Dataset excerpt:
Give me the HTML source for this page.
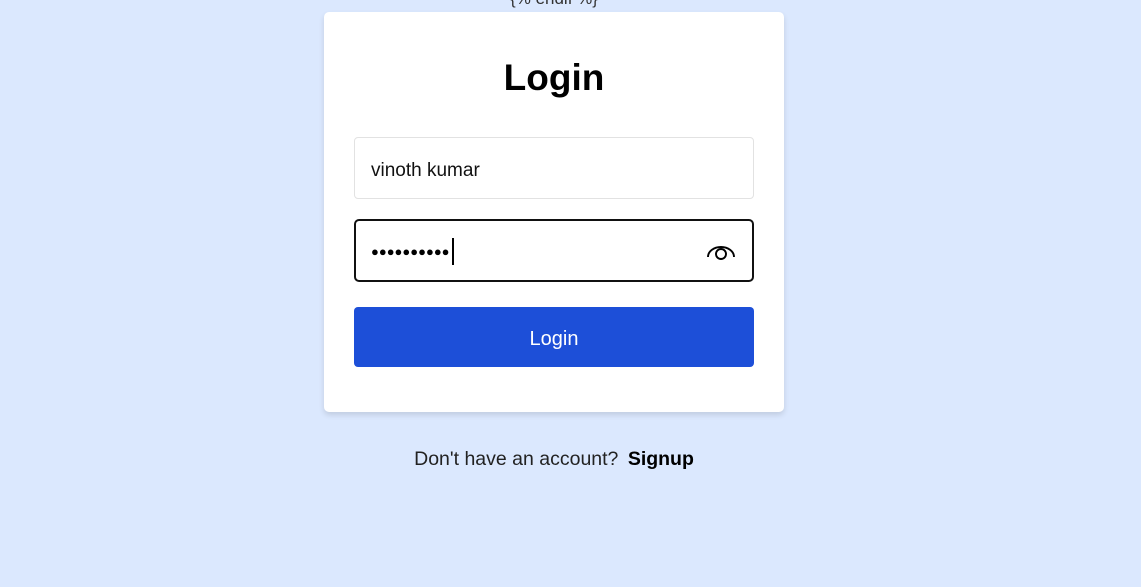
<!DOCTYPE html>
<html><head><meta charset="utf-8"><style>
*{box-sizing:border-box;margin:0;padding:0}
body{width:1141px;height:587px;background:#dbe8fe;font-family:"Liberation Sans",sans-serif;position:relative;overflow:hidden}
.tpl{position:absolute;top:-11px;left:0;width:1108px;text-align:center;font-size:17px;color:#333}
.card{position:absolute;left:324px;top:12px;width:460px;height:400px;background:#fff;border-radius:5px;box-shadow:0 3px 6px rgba(0,0,0,.12)}
h1{position:absolute;top:45px;width:100%;text-align:center;font-size:37px;font-weight:bold;color:#000}
.in1{position:absolute;left:30px;top:125px;width:400px;height:62px;border:1px solid #e2e2e2;border-radius:4px;font-size:19px;padding:0 16px;line-height:66px;color:#111}
.in2{position:absolute;left:30px;top:207px;width:400px;height:63px;border:2px solid #111;border-radius:5px}
.dots{position:absolute;left:15px;top:23px;font-size:13px;color:#000}
.caret{position:absolute;left:96px;top:17px;width:2px;height:27px;background:#000}
.eye{position:absolute;left:350px;top:20px}
.btn{position:absolute;left:30px;top:295px;width:400px;height:60px;background:#1d4fd8;border-radius:4px;color:#fff;font-size:20px;text-align:center;line-height:64px}
.foot{position:absolute;top:448px;left:0;width:1108px;text-align:center;font-size:19.5px;color:#222}
.foot b{color:#000;margin-left:4px}
</style></head><body>
<div class="tpl">{% endif %}</div>
<div class="card">
<h1>Login</h1>
<div class="in1">vinoth kumar</div>
<div class="in2"><span class="dots">●●●●●●●●●●</span><div class="caret"></div>
<svg class="eye" width="30" height="22" viewBox="0 0 30 22"><path d="M2 16 A13 10 0 0 1 28 16" fill="none" stroke="#000" stroke-width="1.9"/><circle cx="15" cy="13" r="5" fill="none" stroke="#000" stroke-width="1.9"/></svg>
</div>
<div class="btn">Login</div>
</div>
<div class="foot">Don't have an account? <b>Signup</b></div>
</body></html>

Directions: Give every line above again exactly, with no pictures.

Written response:
Give me the HTML source for this page.
<!DOCTYPE html>
<html><head><meta charset="utf-8"><style>
*{box-sizing:border-box;margin:0;padding:0}
body{width:1141px;height:587px;background:#dbe8fe;font-family:"Liberation Sans",sans-serif;position:relative;overflow:hidden}
.tpl{position:absolute;top:-11px;left:0;width:1108px;text-align:center;font-size:17px;color:#333}
.card{position:absolute;left:324px;top:12px;width:460px;height:400px;background:#fff;border-radius:5px;box-shadow:0 3px 6px rgba(0,0,0,.12)}
h1{position:absolute;top:45px;width:100%;text-align:center;font-size:37px;font-weight:bold;color:#000}
.in1{position:absolute;left:30px;top:125px;width:400px;height:62px;border:1px solid #e2e2e2;border-radius:4px;font-size:19px;padding:0 16px;line-height:66px;color:#111}
.in2{position:absolute;left:30px;top:207px;width:400px;height:63px;border:2px solid #111;border-radius:5px}
.dots{position:absolute;left:15px;top:23px;font-size:13px;color:#000}
.caret{position:absolute;left:96px;top:17px;width:2px;height:27px;background:#000}
.eye{position:absolute;left:350px;top:20px}
.btn{position:absolute;left:30px;top:295px;width:400px;height:60px;background:#1d4fd8;border-radius:4px;color:#fff;font-size:20px;text-align:center;line-height:64px}
.foot{position:absolute;top:448px;left:0;width:1108px;text-align:center;font-size:19.5px;color:#222}
.foot b{color:#000;margin-left:4px}
</style></head><body>
<div class="tpl">{% endif %}</div>
<div class="card">
<h1>Login</h1>
<div class="in1">vinoth kumar</div>
<div class="in2"><span class="dots">●●●●●●●●●●</span><div class="caret"></div>
<svg class="eye" width="30" height="22" viewBox="0 0 30 22"><path d="M2 16 A13 10 0 0 1 28 16" fill="none" stroke="#000" stroke-width="1.9"/><circle cx="15" cy="13" r="5" fill="none" stroke="#000" stroke-width="1.9"/></svg>
</div>
<div class="btn">Login</div>
</div>
<div class="foot">Don't have an account? <b>Signup</b></div>
</body></html>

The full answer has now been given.